Su La Repubblica: “Ecco il decalogo di Grillo: ‘Vietato andare in tv, non faremo le primarie’”. Con un post sul suo blog, il leader del movimento 5 Stelle scrive che “è fortemente sconsigliata (in futuro sarà vietata) la partecipazione ai talk show abitualmente condotti da giornalisti graditi o nominati dai partiti, come il caso delle reti Rai, Mediaset e La7; non sono vietate interviste di eletti del movimento 5 Stelle trasmesse in tv per spiegare le attività di cui sono responsabili”. Poi Grillo fa i nomi: “Lerner, Fazio, Formigli, per citare solo alcuni della truppa cammellata che imperversano nel piccolo schermo, sono le nuove fate smemorine, il cui compito è trasformare delle zucche vuote in statisti e attaccare con qualunque mezzo e ferocia chi mette in discussione il Sistema (del quale sono i pretoriani)”. Poi, il punto sui rapporti con Di Pietro: “Ha la mia amicizia, ma il Movimento 5 Stelle non si alleerà né con l’Idv né con nessun altro perché vuole sostituire il Sistema dei partiti con la democrazia diretta”.

Il Fatto intervista Carlo Freccero, che dice: “Il no alla tv è la sua resistenza”. Rifiutare il video è per Grillo “un calcolo tribale” perché “lui punta al 25 per cento, ma demolendo alla radice il sistema dei partiti”.

Internazionale

Il corrispondente de La Repubblica dalla Francia dà conto delle polemiche scatenate, ancora una volta, dal settimanale satirico Charlie Hebdo: una nuova copertina “blasfema” nella quale si ironizza sulle gerarchie cattoliche che si oppongono al matrimonio per le coppie gay.

La Stampa scrive che in Spagna il tribunale costituzionale ha respinto il ricorso presentato dal Partito Popolare del premier Rajoy contro la legge sui matrimoni omosessuali approvata nel 2005 dall’allora premier, il socialista Zapatero.
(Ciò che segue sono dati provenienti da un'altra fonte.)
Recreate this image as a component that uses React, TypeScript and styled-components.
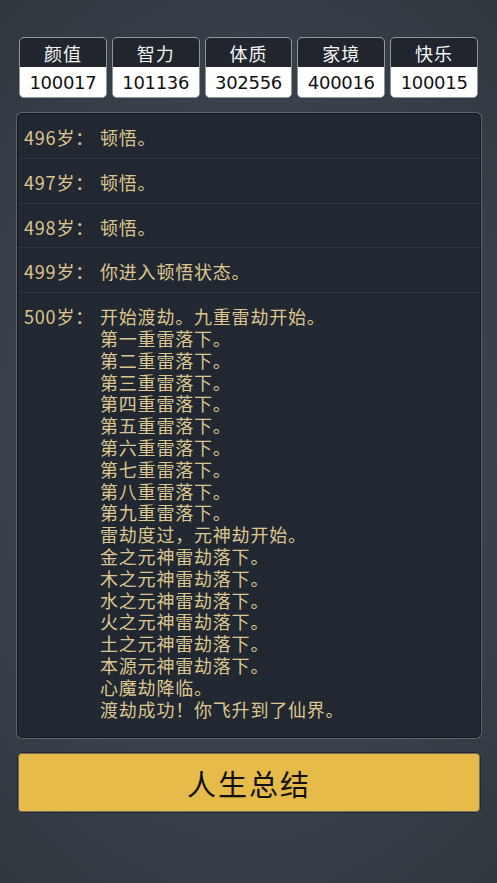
import styled, { createGlobalStyle } from "styled-components";

const GlobalStyle = createGlobalStyle`
  html, body {
    margin: 0;
    padding: 0;
    background: #353c45;
  }
  * {
    box-sizing: border-box;
  }
`;

const stats = [
  { name: "颜值", value: "100017" },
  { name: "智力", value: "101136" },
  { name: "体质", value: "302556" },
  { name: "家境", value: "400016" },
  { name: "快乐", value: "100015" },
];

const events: { age: number; lines: string[] }[] = [
  { age: 496, lines: ["顿悟。"] },
  { age: 497, lines: ["顿悟。"] },
  { age: 498, lines: ["顿悟。"] },
  { age: 499, lines: ["你进入顿悟状态。"] },
  {
    age: 500,
    lines: [
      "开始渡劫。九重雷劫开始。",
      "第一重雷落下。",
      "第二重雷落下。",
      "第三重雷落下。",
      "第四重雷落下。",
      "第五重雷落下。",
      "第六重雷落下。",
      "第七重雷落下。",
      "第八重雷落下。",
      "第九重雷落下。",
      "雷劫度过，元神劫开始。",
      "金之元神雷劫落下。",
      "木之元神雷劫落下。",
      "水之元神雷劫落下。",
      "火之元神雷劫落下。",
      "土之元神雷劫落下。",
      "本源元神雷劫落下。",
      "心魔劫降临。",
      "渡劫成功！你飞升到了仙界。",
    ],
  },
];

const App = () => {
  return (
    <Page>
      <GlobalStyle />
      <StatsRow>
        {stats.map((s) => (
          <StatCard key={s.name}>
            <StatName>{s.name}</StatName>
            <StatValue>{s.value}</StatValue>
          </StatCard>
        ))}
      </StatsRow>

      <LogPanel>
        {events.map((e) => (
          <LogRow key={e.age}>
            <Age>{e.age}岁：</Age>
            <Lines>
              {e.lines.map((l, i) => (
                <Line key={i}>{l}</Line>
              ))}
            </Lines>
          </LogRow>
        ))}
      </LogPanel>

      <SummaryButton>人生总结</SummaryButton>
    </Page>
  );
};

export default App;

const Page = styled.div`
  min-height: 100vh;
  padding: 37px 16px 0 17px;
  background: radial-gradient(
    ellipse 90% 70% at 50% 50%,
    #404852 0%,
    #39414a 55%,
    #2d333b 100%
  );
  font-family: "Noto Sans CJK SC", "Noto Sans", sans-serif;
`;

const StatsRow = styled.div`
  display: grid;
  grid-template-columns: repeat(5, 1fr);
  gap: 5px;
  margin: 0 3px 0 2px;
`;

const StatCard = styled.div`
  border: 1px solid #8e959d;
  border-radius: 5px;
  overflow: hidden;
  background: #fff;
`;

const StatName = styled.div`
  height: 29px;
  display: flex;
  align-items: center;
  justify-content: center;
  background: #20252e;
  color: #f4f4f4;
  font-size: 18px;
  letter-spacing: 1px;
`;

const StatValue = styled.div`
  height: 30px;
  display: flex;
  align-items: center;
  justify-content: center;
  background: #fff;
  color: #111;
  font-family: "DejaVu Sans", "Noto Sans", sans-serif;
  font-size: 18px;
  font-weight: 400;
  letter-spacing: -0.3px;
`;

const LogPanel = styled.div`
  margin-top: 15px;
  height: 625px;
  overflow: hidden;
  background: #222832;
  border: 1px solid #15191e;
  border-radius: 5px;
  box-shadow: 0 0 0 1px #5d666f;
`;

const LogRow = styled.div`
  display: flex;
  padding: 13px 6px 9px 6px;
  border-bottom: 1px solid #303741;
  color: #dcc68f;
  font-size: 18px;
  line-height: 21.8px;
  letter-spacing: 0.8px;

  &:last-child {
    border-bottom: none;
  }
`;

const Age = styled.div`
  width: 76px;
  flex-shrink: 0;
  white-space: nowrap;
`;

const Lines = styled.div`
  display: flex;
  flex-direction: column;
  white-space: nowrap;
`;

const Line = styled.div`
  height: 21.8px;
`;

const SummaryButton = styled.button`
  display: flex;
  align-items: center;
  justify-content: center;
  width: 100%;
  height: 61px;
  margin-top: 14px;
  background: #e7bb49;
  border: 1px solid #23272c;
  border-radius: 5px;
  box-shadow: inset 0 0 0 1px #77705c;
  color: #111;
  font-family: "Noto Sans CJK SC", sans-serif;
  font-size: 29px;
  letter-spacing: 2px;
  cursor: pointer;
`;
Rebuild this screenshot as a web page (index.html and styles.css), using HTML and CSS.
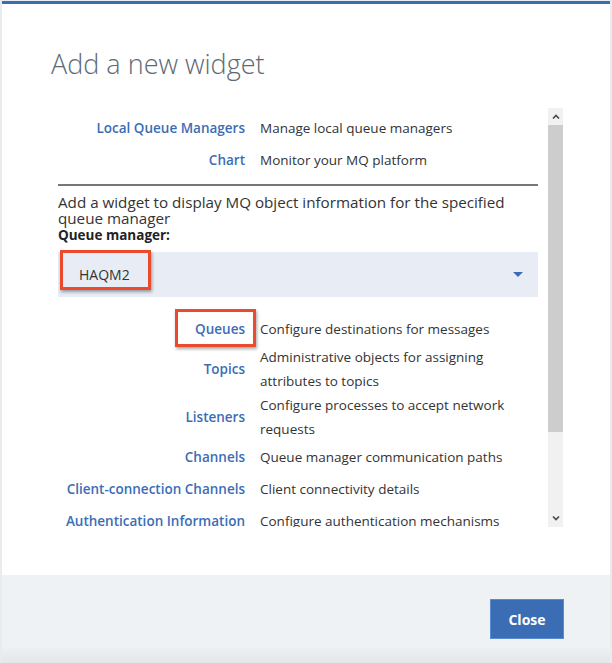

E’ “una bruciante sconfitta” per i Conservatori e per la Chiesa, che ha fatto fuoco e fiamme (persino una manifestazione con la presenza in piazza di 19 vescovi) per bloccare una legge di cui hanno usufruito, secondo i dati dell’Istat spagnolo, 22442 famiglie. Il PP, allora all’opposizione e unico partito dell’arco parlamentare a votare contro, insieme a quattro deputati di centrodestra del partito catalano di CIU, sosteneva che la legge infrangeva gli articoli della Magna carta postfranchista, tra cui il 32esimo, secondo cui “l’uomo e la donna hanno diritto a contrarre matrimonio con piena uguaglianza giuridica”. Spiegava ieri Rajoy: “Abbiamo presentato ricorso non tanto per gli effetti giuridici, che non ci importavano, quanto per il nome di queste unioni, matrimonio”. Il quotidiano scrive anche che la sentenza non è stata unanime. Su 11 membri dell’Alta Corte (sette progressisti, quattro conservatori), i sì sono stati otto, i no solo tre. Si ricorda anche che tra i popolari l’ostilità a quello che i fondamentalisti cattolici chiamano ‘gaymonio’ non era condivisa da tutti: l’attuale ministro della Giustizia Gallardòn ha dichiarato qualche mese fa che le nozze omosessuali non erano affato incostituzionali. E da sindaco di Madrid aveva celebrato molti matrimoni omosessuali.